We reached the pier and could see men doing press-ups on the beach just beyond it.  We climbed up some steps on to the pier, but the sea end was closed with a stark warning notice — we were too late in the day.
We were actually halfway along the pier on the seafront where we were standing.  The construction starts on the edge of town across the marsh, which here has been converted into marine lakes.
Yesterday, on our ‘rest’ day, we walked the shore half which is open all the time.  We thought we’d leave the sea half to today when we were on our Walk, but they closed it too early.
We continued along the prom.  The athletes were doing jump-ups on to the wall, then they all ran past us on the beach.  We wondered what event they were training for.  We passed a fairground on the marshes — free to enter, unlike Blackpool.
It had a small Ferris wheel, but none of the rides were open when we passed.  Colin remembered going to that fairground as a child when he was holidaying in Blackpool with his parents, but his memories were of a much more exciting place than it appeared to be today.  (Possibly he was remembering through rose-tinted spectacles…..?)

We passed a post marking the end, or the beginning, of the Trans-Pennine Trail.  We came across the other end of this in Hornsea when we were walking the Yorkshire coast back in 2005.  It is a cycle trail across the country, but it can be walked as well.  Colin pointed out Chesterfield, the town of his birth, marked on the post.
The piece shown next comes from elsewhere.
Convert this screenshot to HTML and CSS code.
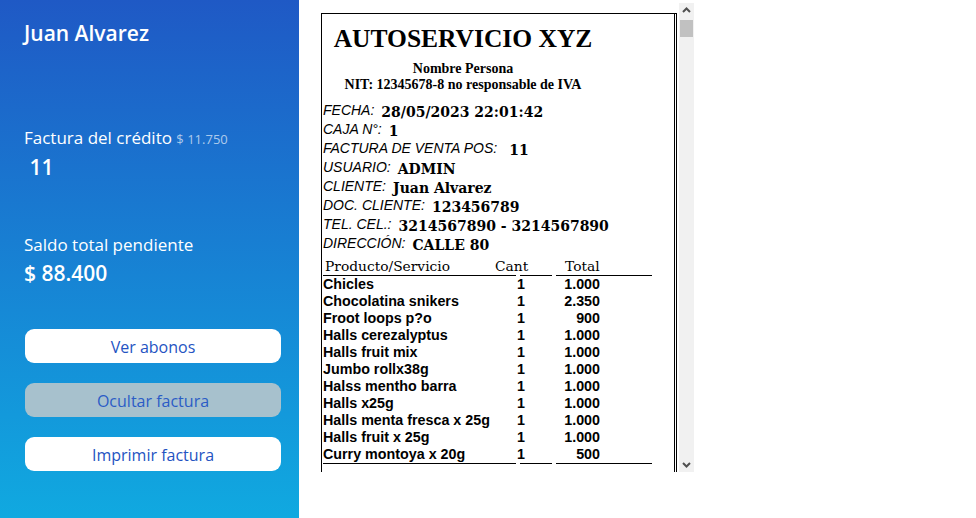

We continued along the lower prom which was just above the sand.  Then the marsh grass started again, it seems the bare sand is only for about half a mile either side of the pier.  We followed a path along the top of the marsh to the second roundabout where our car was parked in a free car park — probably considered too far out of town to be worth bothering with charges.  In the distance we could see the Welsh mountains — nearly there!
That ended Walk no.324, we shall pick up Walk no.325 at the second roundabout just south of Southport.   It was twenty-five past seven, so the Walk had taken us eight and a quarter hours.  We drove straight back to the caravan to have our tea in comfort because it wasn’t far.